-- BEGIN RECORDS SUPPLIED --
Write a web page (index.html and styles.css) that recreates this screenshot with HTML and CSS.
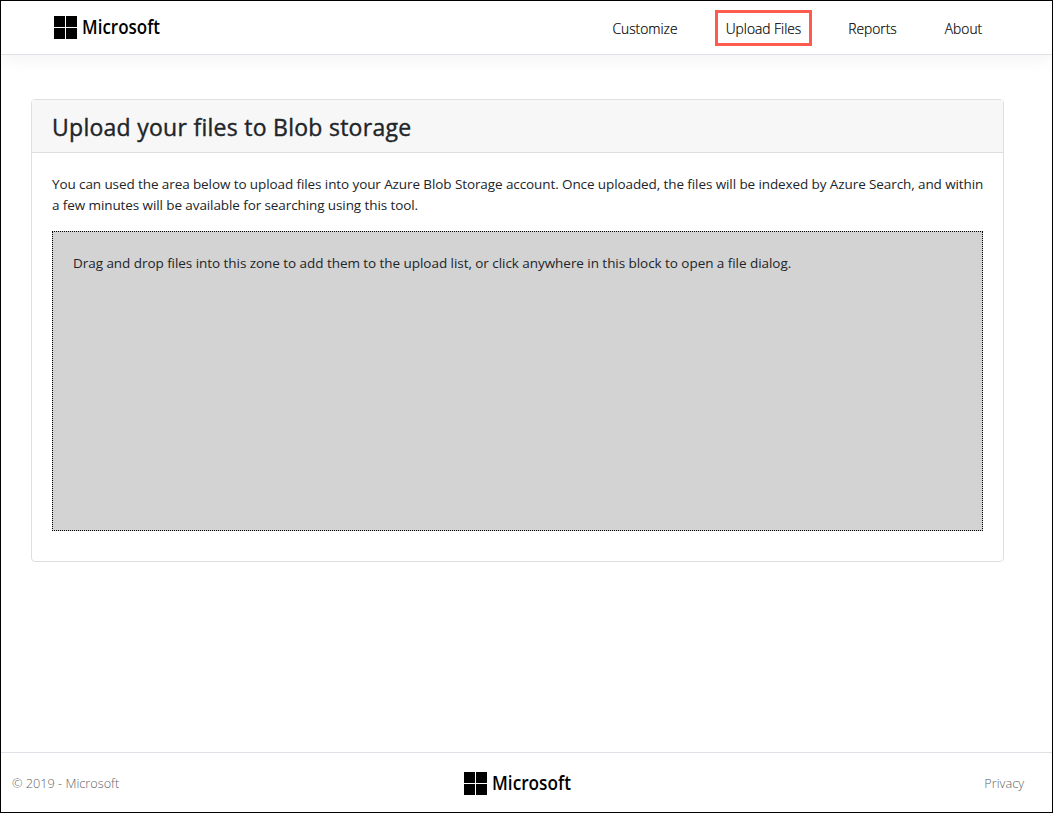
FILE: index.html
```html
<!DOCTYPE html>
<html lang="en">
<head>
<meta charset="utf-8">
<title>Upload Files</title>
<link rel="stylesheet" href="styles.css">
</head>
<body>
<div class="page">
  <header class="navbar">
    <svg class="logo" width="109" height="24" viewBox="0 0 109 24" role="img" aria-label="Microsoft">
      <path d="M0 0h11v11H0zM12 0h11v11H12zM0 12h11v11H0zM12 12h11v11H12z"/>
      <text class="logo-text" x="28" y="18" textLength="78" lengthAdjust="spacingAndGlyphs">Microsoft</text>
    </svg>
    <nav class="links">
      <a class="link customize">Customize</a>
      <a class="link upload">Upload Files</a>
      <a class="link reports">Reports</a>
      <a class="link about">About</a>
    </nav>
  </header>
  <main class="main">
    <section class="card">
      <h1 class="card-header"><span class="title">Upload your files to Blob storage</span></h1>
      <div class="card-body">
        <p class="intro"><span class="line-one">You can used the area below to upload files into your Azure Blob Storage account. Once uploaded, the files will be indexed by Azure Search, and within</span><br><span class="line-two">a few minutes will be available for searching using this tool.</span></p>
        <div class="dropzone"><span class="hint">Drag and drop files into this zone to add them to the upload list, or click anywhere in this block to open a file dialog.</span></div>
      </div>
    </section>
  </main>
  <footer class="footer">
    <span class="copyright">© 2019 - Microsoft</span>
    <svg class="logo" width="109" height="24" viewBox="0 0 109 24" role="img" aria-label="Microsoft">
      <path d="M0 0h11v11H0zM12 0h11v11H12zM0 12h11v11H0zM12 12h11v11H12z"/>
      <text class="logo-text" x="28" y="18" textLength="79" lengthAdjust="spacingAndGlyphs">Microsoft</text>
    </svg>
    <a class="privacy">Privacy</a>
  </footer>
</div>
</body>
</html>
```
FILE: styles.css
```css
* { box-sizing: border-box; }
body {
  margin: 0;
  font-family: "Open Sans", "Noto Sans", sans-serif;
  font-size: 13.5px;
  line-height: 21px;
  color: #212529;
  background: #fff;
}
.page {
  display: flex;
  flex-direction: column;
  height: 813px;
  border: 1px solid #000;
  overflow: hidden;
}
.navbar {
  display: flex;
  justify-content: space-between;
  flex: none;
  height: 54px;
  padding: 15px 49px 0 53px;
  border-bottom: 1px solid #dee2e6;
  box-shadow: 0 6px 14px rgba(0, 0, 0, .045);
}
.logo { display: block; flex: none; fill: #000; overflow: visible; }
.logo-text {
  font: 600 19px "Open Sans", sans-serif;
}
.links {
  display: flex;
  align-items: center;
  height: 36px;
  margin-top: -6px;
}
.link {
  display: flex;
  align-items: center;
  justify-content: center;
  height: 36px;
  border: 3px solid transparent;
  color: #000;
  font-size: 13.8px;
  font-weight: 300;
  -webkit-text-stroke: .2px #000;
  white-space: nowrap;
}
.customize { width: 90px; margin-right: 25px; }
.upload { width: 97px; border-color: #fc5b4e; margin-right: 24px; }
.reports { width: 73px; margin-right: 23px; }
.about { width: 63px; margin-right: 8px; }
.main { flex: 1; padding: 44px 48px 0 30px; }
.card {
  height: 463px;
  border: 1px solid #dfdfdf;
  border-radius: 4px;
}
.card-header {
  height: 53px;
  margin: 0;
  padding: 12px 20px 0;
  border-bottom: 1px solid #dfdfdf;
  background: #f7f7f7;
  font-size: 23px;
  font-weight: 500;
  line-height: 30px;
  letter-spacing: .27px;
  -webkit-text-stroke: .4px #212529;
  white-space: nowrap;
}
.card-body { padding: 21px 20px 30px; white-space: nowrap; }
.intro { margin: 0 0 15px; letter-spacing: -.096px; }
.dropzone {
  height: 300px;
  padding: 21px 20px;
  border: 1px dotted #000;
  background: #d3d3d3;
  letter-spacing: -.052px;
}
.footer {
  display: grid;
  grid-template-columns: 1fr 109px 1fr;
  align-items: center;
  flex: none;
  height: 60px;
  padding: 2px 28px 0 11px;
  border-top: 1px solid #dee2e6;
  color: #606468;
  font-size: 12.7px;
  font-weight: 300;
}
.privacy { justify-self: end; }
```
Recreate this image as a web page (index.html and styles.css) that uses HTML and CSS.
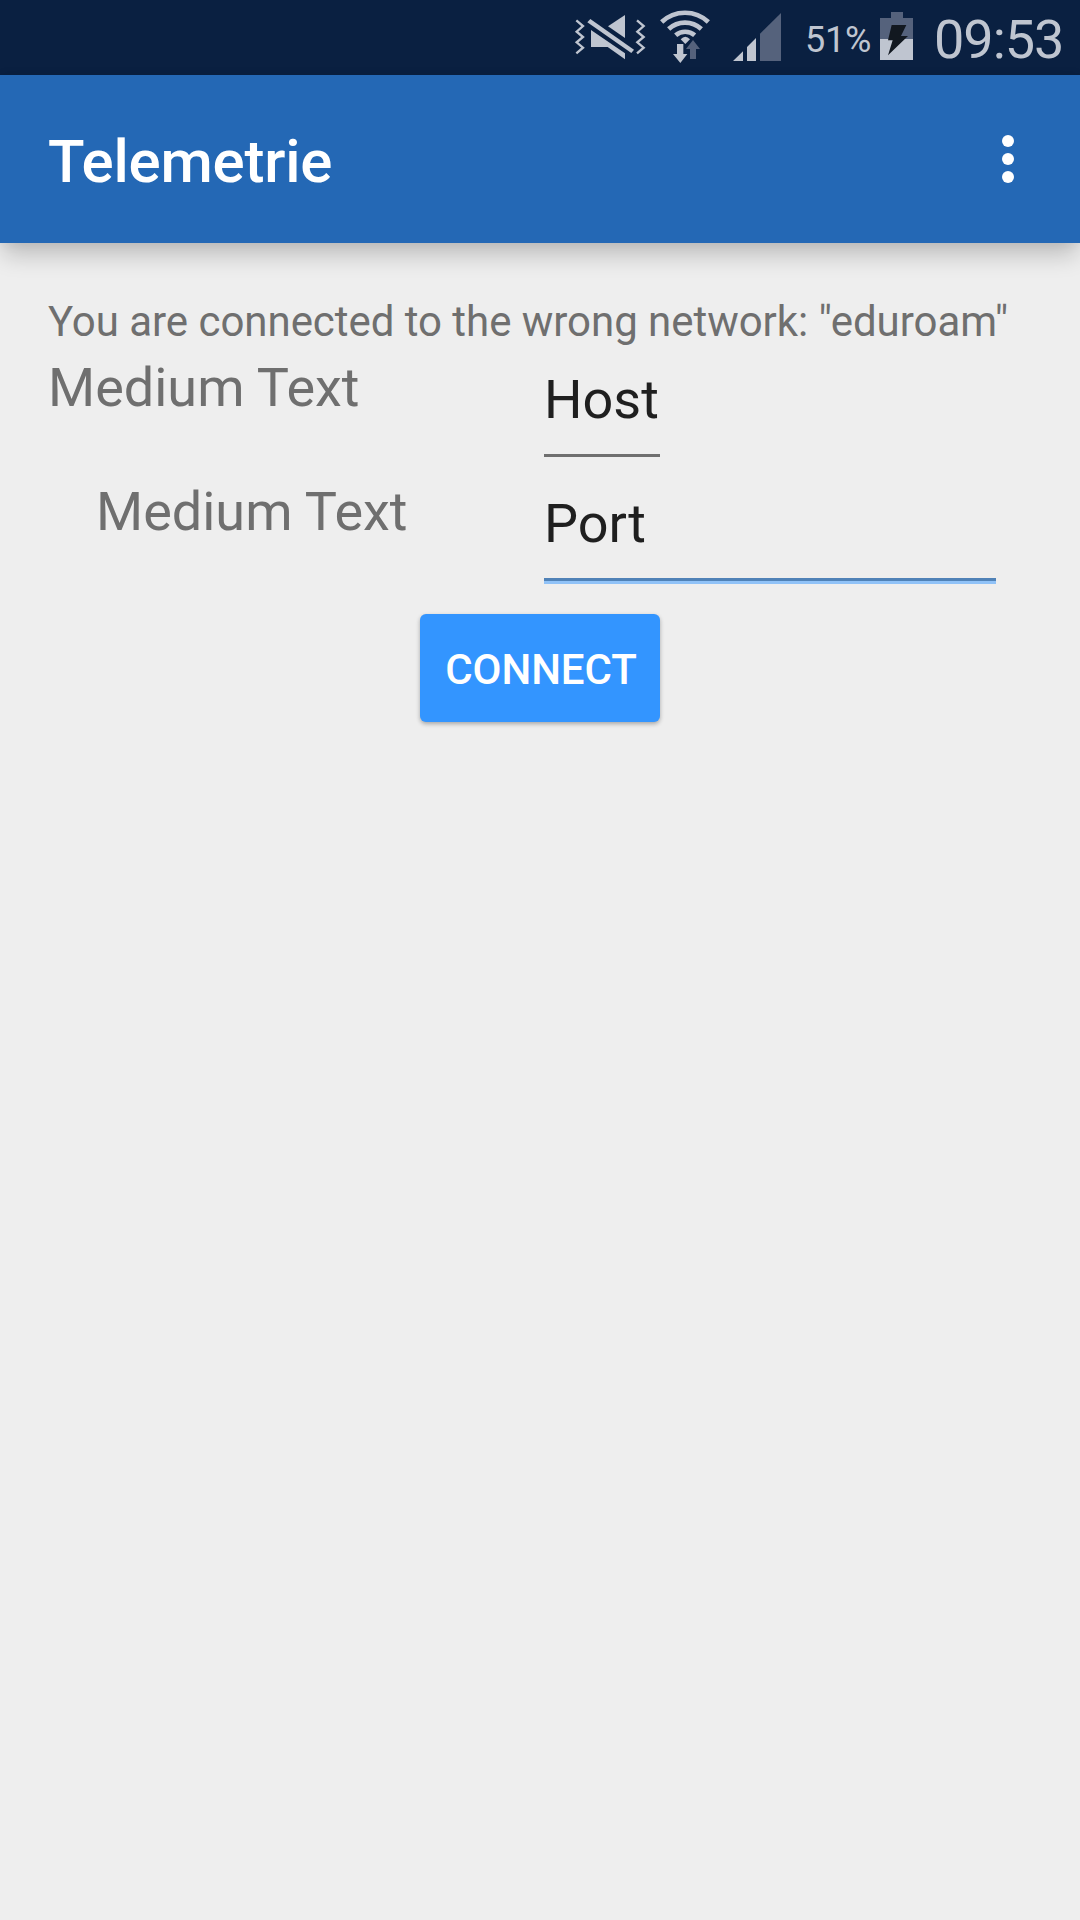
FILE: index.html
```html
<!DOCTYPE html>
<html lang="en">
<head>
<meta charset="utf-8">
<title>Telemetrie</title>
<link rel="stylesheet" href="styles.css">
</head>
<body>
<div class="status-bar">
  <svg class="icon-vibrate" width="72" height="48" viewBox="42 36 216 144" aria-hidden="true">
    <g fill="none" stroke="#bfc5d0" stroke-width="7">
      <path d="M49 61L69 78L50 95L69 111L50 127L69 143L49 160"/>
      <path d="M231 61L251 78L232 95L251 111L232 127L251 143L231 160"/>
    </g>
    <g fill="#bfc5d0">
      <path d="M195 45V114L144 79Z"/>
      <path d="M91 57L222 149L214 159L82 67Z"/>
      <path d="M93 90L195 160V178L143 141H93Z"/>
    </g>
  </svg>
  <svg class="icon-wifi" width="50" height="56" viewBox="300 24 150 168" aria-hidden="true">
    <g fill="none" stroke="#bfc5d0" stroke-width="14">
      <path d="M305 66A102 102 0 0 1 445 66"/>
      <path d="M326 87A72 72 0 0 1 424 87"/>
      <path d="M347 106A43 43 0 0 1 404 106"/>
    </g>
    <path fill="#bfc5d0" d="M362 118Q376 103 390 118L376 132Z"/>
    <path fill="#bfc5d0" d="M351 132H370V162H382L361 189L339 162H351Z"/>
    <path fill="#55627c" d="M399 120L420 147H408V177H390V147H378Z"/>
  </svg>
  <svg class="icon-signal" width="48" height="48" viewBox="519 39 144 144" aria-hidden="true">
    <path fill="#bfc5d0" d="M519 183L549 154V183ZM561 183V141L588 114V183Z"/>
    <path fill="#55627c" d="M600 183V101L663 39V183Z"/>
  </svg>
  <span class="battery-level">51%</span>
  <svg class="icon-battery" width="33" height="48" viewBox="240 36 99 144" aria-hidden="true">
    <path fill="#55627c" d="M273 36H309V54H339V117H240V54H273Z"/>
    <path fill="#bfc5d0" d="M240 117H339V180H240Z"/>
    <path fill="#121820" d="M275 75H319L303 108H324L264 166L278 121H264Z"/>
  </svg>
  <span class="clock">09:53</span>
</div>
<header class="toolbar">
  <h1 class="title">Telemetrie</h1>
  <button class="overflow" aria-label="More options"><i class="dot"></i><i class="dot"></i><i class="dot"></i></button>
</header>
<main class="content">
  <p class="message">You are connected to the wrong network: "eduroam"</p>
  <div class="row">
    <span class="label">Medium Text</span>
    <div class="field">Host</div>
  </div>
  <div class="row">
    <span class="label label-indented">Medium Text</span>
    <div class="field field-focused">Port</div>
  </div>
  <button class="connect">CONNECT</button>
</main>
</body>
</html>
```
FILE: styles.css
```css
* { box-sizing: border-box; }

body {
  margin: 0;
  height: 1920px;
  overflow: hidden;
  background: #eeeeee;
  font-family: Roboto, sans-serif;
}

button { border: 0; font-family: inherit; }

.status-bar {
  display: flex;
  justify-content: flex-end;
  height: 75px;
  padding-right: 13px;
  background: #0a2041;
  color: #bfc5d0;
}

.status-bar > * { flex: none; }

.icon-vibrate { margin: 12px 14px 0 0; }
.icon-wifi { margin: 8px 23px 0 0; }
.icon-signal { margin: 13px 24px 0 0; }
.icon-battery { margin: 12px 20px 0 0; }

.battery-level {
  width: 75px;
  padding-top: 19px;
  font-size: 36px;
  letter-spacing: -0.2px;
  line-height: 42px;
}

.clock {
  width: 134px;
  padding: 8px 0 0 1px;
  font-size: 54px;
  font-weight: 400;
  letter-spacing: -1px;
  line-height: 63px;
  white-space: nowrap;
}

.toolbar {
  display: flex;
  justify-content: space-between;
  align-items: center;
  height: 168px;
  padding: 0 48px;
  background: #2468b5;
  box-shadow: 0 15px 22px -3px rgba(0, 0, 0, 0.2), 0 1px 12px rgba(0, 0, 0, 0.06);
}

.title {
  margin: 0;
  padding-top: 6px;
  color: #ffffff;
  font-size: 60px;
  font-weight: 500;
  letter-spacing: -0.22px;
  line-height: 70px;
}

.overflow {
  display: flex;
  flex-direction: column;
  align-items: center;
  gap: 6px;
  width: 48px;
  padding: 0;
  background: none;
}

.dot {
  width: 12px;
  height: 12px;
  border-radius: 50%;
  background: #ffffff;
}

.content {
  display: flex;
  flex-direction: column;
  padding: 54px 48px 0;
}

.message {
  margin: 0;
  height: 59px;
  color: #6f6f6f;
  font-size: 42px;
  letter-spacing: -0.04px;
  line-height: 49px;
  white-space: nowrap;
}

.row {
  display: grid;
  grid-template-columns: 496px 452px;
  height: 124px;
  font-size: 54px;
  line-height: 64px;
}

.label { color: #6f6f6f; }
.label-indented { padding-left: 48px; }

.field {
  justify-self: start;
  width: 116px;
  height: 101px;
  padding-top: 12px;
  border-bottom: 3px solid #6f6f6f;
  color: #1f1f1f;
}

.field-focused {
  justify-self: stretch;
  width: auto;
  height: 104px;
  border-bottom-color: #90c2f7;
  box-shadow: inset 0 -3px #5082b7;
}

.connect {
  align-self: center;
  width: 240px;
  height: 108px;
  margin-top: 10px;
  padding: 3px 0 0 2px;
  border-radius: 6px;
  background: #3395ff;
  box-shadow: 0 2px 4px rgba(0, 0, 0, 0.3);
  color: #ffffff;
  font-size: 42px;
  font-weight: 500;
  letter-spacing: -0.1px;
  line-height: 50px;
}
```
-- END RECORDS SUPPLIED --
EXERCISE TASK: Pull out every line holding "page" from the records above, and copy it.

WRITTEN RESPONSE:
Write a web page (index.html and styles.css) that recreates this screenshot with HTML and CSS.
<div class="page">
.page {
Recreate this image as a web page (index.html and styles.css) that uses HTML and CSS.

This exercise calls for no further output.